Ich stieg an Land – es handelte sich um Griechenland, und ich hatte mich ein wenig im Wasser getummelt –, blickte um mich. In der Nähe wand sich eine Pergola entlang des Weges zur Treppe, die zum Strand führte. Sie hing berstend voll mit Bougainvilleen, die an den Seiten lange Zweige hinunter streckten und lichtdurchflutete Wände bildeten. Unter dem überwältigenden, berauschenden Rot der Blütenpracht konnten nicht nur wir, sondern hätten auch Sokrates und Platon lustwandeln können, ihr berühmtes Frage- und Antwortspiel treibend.

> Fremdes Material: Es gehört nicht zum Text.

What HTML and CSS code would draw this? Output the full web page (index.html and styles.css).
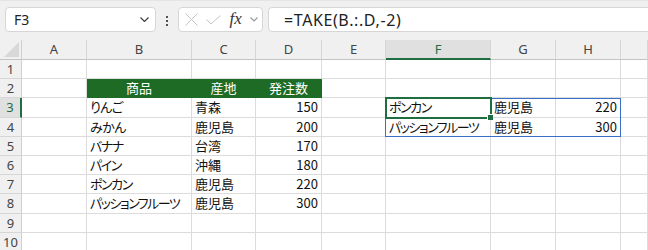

»Ich weiß, dass ich nichts weiß!«
»Was ist nichts?«
»Nichts ist alles, das Nichts ist groß und unendlich.«
»Ergo weiß ich viel?«
»Möglich.«
»Bist du deiner Zeit voraus?«
»Ich will es nicht selbst behaupten.«
»Das könnte gefährlich werden.«
»Ich stimme dir zu.«
»Also weiß auch ich, dass ich nichts weiß.«
»Sicher, du bist mein Schüler.«
»Ich könnte eigene Entdeckungen machen.«
»Versuch es! Zum Beispiel in Syrakus beim Tyrannen.«
»Das wäre eine Sisyphos-Aufgabe.«
»Was bleibt uns als der immerwährende Versuch?«
»Das stimmt. Doch weshalb quält sich Sisyphos?«
»Um glücklich zu sein!«
»Glücklich?«
»Sicher, er schafft etwas, nämlich den Stein nach oben. Immer wieder. Er ist oft glücklich. Stell dir vor, der Stein bliebe liegen! «
»Unvorstellbar. Aber was wäre zu erreichen, was wäre erstrebenswert?«
»Für dich, für uns beide oder für alle?«
»Für die Menschheit.«
»Soziale Gerechtigkeit, ein menschenwürdiges Leben.«
»Verstehen wir nicht alle etwas anderes darunter?
„Es gibt Grundlegendes.«
»Zum Beispiel?«
»Genug zu essen und zu trinken, ein bezahlbarer Arzt, eine Wohnung, Freunde, Musik und Tanz. Eine eigenständige, herrschaftskritische Kultur für jede Nation.«
»Wie erreichen wir das?«
»Nicht auf Kosten anderer. Das gemeinsam Erwirtschaftete muss gerecht verteilt werden.«
»Wer bestimmt das?«
»Wir. Der Demos.«
»Wann wird das sein?«
»Das weiß ich nicht. Vielleicht, wenn die Mehrheit der Menschen es will.«
»Du sprachst vom Erwirtschafteten?«
»Ja, von Wirtschaft.«
»Dort hinten sehe ich das Schild einer herzallerliebsten Taverne.«
»Sehr gut, mein Sohn, lass uns die Schritte dorthin lenken.«
»Toren besuchen im fremden Land die Museen, Weise gehen in die Tavernen.«
»Wer wollte, selbst als Nichtwissender, also Weiser, sich zu den Toren zählen!«
»Es heißt, im Wein läge Wahrheit.«
»Das ist mir beim letzten Mal nicht gut bekommen.«
»Es kann am schlechten Wein gelegen haben, oder ist Wahrheit gefährlich?«
»Träume und Wahrheiten sind immer gefährlich.«
»Ich weiß.«
»Salute!«
Sie höben die Becher und würden sich zuprosten.